The proposal to set the NPA equal to the SPA for most public sector workers does reduce the generosity of the schemes: those affected would typically have to contribute for longer to receive the same pension for fewer years. There are at least two good arguments in favour of such an increase. First, many new members of public service pension schemes already have an NPA of 65 while those who were members of such schemes before the last set of reforms came into force often have an NPA of 60. Aligning these would mean that individuals who were doing the same job, with the same pay, also accrued the same pension regardless of whether they happened to have joined the pension scheme before or after the cut off date set out in the previous reforms. Second, rising longevity led Lord Turner's Pensions Commission to recommend that the SPA should increase in future from 65 to 68 and this proposal was accepted with cross party support. Increasing the NPA in public service pension schemes would seem consistent with this decision, and there is also an attraction in aligning the ages at which an individual can start to receive their state pension and the age at which a full public service pension is available. In addition a formal link between the NPA in public service pension schemes and the SPA would mean that were future Governments to decide to increase the SPA further (presumably in the light of further increases in longevity) then the default would be that this led to an increase in the NPA in public service pensions.

Those in the uniformed services - the armed forces, police and fire fighters - are to have an NPA of 60 for future accrual rather than an NPA equal to the SPA. In some cases this also represents a substantial reduction in the generosity of these schemes (although not in the case of recent entrants to the fire fighters scheme who already face an NPA of 60) although significantly less than had their NPA been increased to the SPA. The desire to provide generous support to these individuals after they leave these careers - in particular where these careers typically can only be pursued up to a relatively young age - is understandable. What is less clear is whether more generous pensions, presumably with an expectation of early retirement, is the best way to provide such support. An alternative that might be more attractive would be to increase the NPA to the SPA for all public sector workers including those in the uniformed services and instead offer some of those leaving the uniformed services specific payments to support a transition into alterative careers. Careful targeting of such payments - for example for retraining and relocation - could offer better value for money for the taxpayer than using universally more generous pension arrangements, and were it deemed appropriate would also allow the payments to some individuals to be significantly more generous.

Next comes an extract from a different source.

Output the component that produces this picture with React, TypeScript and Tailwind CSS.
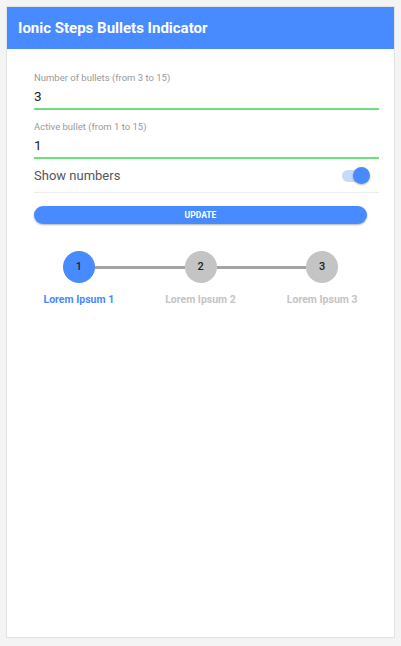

Overall many features of these reforms recommended by Lord Hutton are welcome. But what these reforms would do overall to the generosity of these schemes to public sector workers will not be known until a decision on other key parameters is announced. This will also affect the cost to the taxpayer of these schemes. In particular, Lord Hutton's report leaves open the choice of accrual rate in these schemes and the level of employee contributions. Once these are known we will be able to assess the extent to which the reforms are leading to an average reduction in the generosity of public service pensions (if that is the case). In addition it will be possible to calculate whether there are likely to be any overall winners - such as low flyers - from the reforms.